The MATV airplane could do what I've described here because of the incredible performance and operability of the GE F110 engine. We were prepared to encounter occasional pop stalls as the AOA surpassed sixty degrees, particularly if sideslip was present. We experienced only one pop stall throughout the program (at an aggravated sideslip and high AOA condition). And we didn't achieve this level of performance by pampering the engine. To determine whether we needed throttle movement restrictions, for example, we explored throttle transients at some extreme conditions. At seventy degrees AOA in full afterburner, we canceled the throttle to military power, waited three seconds, and reselected afterburner. No problem. The afterburner lit smoothly. So we tried it again at seventy degrees, only this time holding full pedal to generate fifty degrees per second of yaw rate. Same result.
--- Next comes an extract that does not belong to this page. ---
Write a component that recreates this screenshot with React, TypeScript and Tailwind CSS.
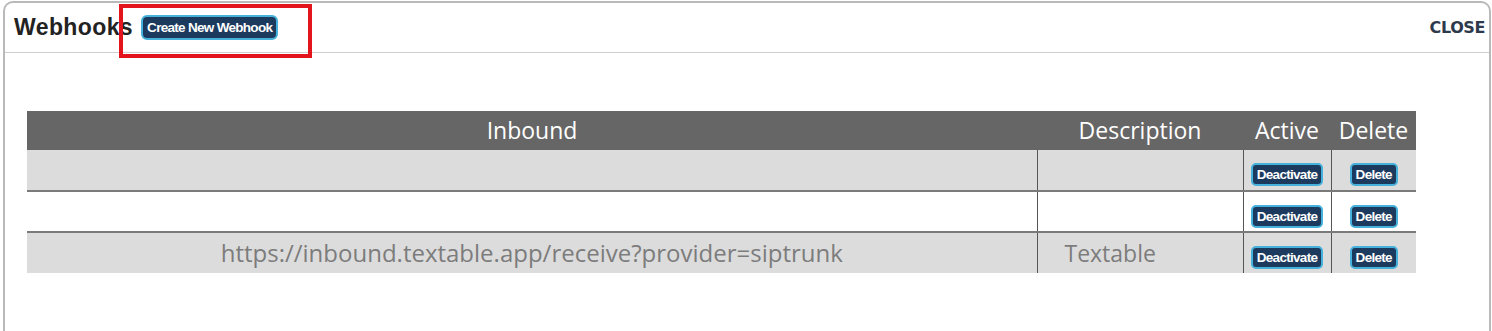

We also didn't experience any transient airplane responses due to different thrust levels. The flight control system made throttle transients invisible to the pilot. When we started the program, we had no idea how reliable the engine would operate in afterburner with minimum airspeed and distorted inlet flows. But we understood that, for thrust vectoring to be accepted in a single-engine aircraft, engine operability had to be unquestioned. Not only has the engine met those requirements, but the wear and tear on the new nozzle has also been less than expected. The team from General Electric deserves a lot of credit for making this fighter pilot's dream machine come true.

Joe Sweeney is a Lockheed Martin test pilot and manager of flight operations in Fort Worth.